[start]
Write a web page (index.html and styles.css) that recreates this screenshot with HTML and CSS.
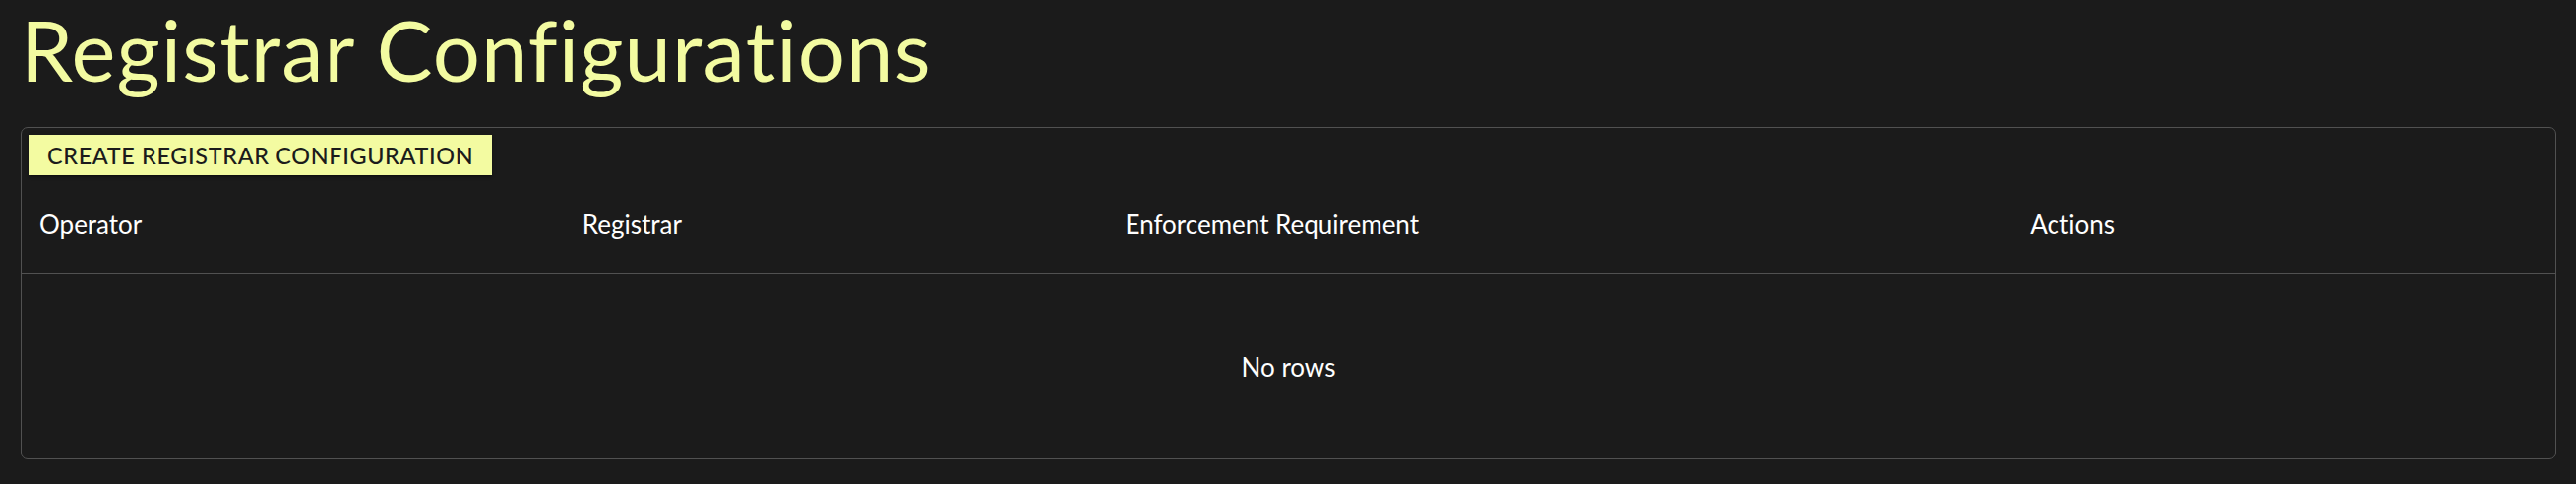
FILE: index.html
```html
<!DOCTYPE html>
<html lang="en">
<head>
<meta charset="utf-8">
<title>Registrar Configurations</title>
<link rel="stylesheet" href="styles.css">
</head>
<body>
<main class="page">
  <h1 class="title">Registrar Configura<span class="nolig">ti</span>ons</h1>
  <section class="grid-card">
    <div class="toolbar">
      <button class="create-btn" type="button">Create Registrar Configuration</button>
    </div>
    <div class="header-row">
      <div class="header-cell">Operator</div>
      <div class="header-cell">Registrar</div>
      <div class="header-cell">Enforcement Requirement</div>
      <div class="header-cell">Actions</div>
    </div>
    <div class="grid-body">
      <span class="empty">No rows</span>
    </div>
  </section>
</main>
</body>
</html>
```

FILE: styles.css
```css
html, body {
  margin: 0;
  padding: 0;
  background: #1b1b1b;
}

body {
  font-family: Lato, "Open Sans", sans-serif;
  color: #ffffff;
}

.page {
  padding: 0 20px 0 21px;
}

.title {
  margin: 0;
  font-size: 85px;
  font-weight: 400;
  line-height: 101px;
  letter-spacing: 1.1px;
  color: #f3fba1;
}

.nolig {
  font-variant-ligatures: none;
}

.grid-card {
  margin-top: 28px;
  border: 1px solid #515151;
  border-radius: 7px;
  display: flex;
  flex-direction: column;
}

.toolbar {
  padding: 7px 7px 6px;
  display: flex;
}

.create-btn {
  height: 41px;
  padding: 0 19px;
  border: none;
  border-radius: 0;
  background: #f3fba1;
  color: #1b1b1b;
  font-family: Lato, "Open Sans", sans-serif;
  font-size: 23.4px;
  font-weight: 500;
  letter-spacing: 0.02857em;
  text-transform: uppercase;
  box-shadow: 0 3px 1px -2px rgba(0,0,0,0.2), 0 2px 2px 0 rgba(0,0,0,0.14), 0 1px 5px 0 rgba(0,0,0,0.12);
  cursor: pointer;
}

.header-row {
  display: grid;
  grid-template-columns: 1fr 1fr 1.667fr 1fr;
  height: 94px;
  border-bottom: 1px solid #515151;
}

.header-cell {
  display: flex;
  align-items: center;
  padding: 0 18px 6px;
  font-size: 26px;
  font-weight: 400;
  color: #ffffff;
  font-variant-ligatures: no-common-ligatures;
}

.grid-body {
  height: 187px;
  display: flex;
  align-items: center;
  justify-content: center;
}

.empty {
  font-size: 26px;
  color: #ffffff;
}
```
[end]
Problem details: Write out the listing above again, exactly, but with no pictures in the copy.

Response to the exercise:
Write a web page (index.html and styles.css) that recreates this screenshot with HTML and CSS.
FILE: index.html
```html
<!DOCTYPE html>
<html lang="en">
<head>
<meta charset="utf-8">
<title>Registrar Configurations</title>
<link rel="stylesheet" href="styles.css">
</head>
<body>
<main class="page">
  <h1 class="title">Registrar Configura<span class="nolig">ti</span>ons</h1>
  <section class="grid-card">
    <div class="toolbar">
      <button class="create-btn" type="button">Create Registrar Configuration</button>
    </div>
    <div class="header-row">
      <div class="header-cell">Operator</div>
      <div class="header-cell">Registrar</div>
      <div class="header-cell">Enforcement Requirement</div>
      <div class="header-cell">Actions</div>
    </div>
    <div class="grid-body">
      <span class="empty">No rows</span>
    </div>
  </section>
</main>
</body>
</html>
```

FILE: styles.css
```css
html, body {
  margin: 0;
  padding: 0;
  background: #1b1b1b;
}

body {
  font-family: Lato, "Open Sans", sans-serif;
  color: #ffffff;
}

.page {
  padding: 0 20px 0 21px;
}

.title {
  margin: 0;
  font-size: 85px;
  font-weight: 400;
  line-height: 101px;
  letter-spacing: 1.1px;
  color: #f3fba1;
}

.nolig {
  font-variant-ligatures: none;
}

.grid-card {
  margin-top: 28px;
  border: 1px solid #515151;
  border-radius: 7px;
  display: flex;
  flex-direction: column;
}

.toolbar {
  padding: 7px 7px 6px;
  display: flex;
}

.create-btn {
  height: 41px;
  padding: 0 19px;
  border: none;
  border-radius: 0;
  background: #f3fba1;
  color: #1b1b1b;
  font-family: Lato, "Open Sans", sans-serif;
  font-size: 23.4px;
  font-weight: 500;
  letter-spacing: 0.02857em;
  text-transform: uppercase;
  box-shadow: 0 3px 1px -2px rgba(0,0,0,0.2), 0 2px 2px 0 rgba(0,0,0,0.14), 0 1px 5px 0 rgba(0,0,0,0.12);
  cursor: pointer;
}

.header-row {
  display: grid;
  grid-template-columns: 1fr 1fr 1.667fr 1fr;
  height: 94px;
  border-bottom: 1px solid #515151;
}

.header-cell {
  display: flex;
  align-items: center;
  padding: 0 18px 6px;
  font-size: 26px;
  font-weight: 400;
  color: #ffffff;
  font-variant-ligatures: no-common-ligatures;
}

.grid-body {
  height: 187px;
  display: flex;
  align-items: center;
  justify-content: center;
}

.empty {
  font-size: 26px;
  color: #ffffff;
}
```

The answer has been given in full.